Composer | Simon Jeffes

Born in 1949 in Crawley, Sussex, the son of a research chemist, Jeffes spent his childhood years in Canada before returning to school in England and studying classical guitar at London’s Royal Academy of Music. Already dabbling in experimental music and playing with avant-garde ensembles like the Omega Players, Jeffes found new musical inspiration in Japanese and African music and, during an illness in France, conceived the idea of a wildly eclectic music ensemble, The Penguin Café Orchestra, whose first album was released in 1976 on Brian Eno’s record label. “I am the proprietor of the Penguin Café,” Jeffes wrote of a visionary experience: “I will tell you things at random.”
During the 1970s, Jeffes was also working as an arranger and musical advisor, notably through Malcolm McLaren for Sid Vicious, The Sex Pistols and Adam Ant, moving between Punk and New Romantic. Ahead of his time, he was experimenting in minimalism, African and other ‘World Music,’ and earning good money with catchy soundtracks for major TV advertising campaigns.

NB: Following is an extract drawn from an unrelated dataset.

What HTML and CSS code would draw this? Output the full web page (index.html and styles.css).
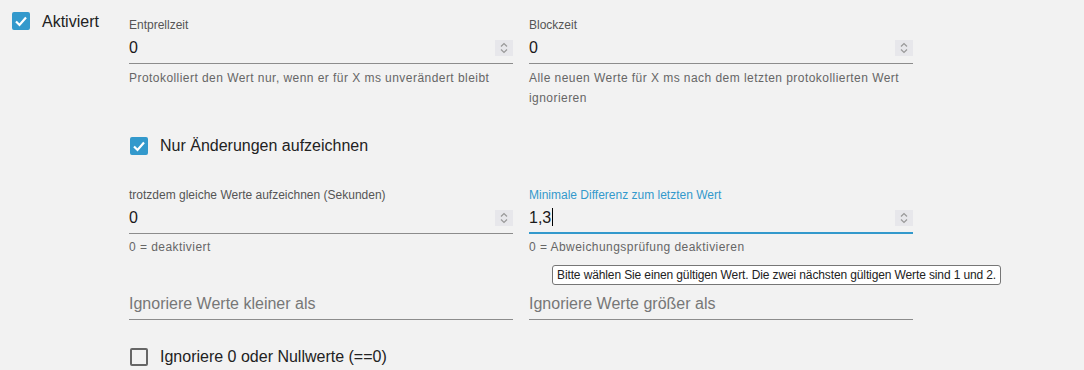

“At the helm of the Penguin Café Orchestra,” his obituary remarked, “he transcended musical genres and broadened the listening perspectives of many people.” With such albums as Music for a Found Harmonium and Sign of Life, the Orchestra developed a cult following without hitting the mainstream until the 1988 triumph of ‘Still Life’ at the Penguin Café, on which he worked closely with Sir David Bintley. Simon Jeffes died in 1997 at 48 of an inoperable brain tumor, and the Penguin Café Orchestra disbanded.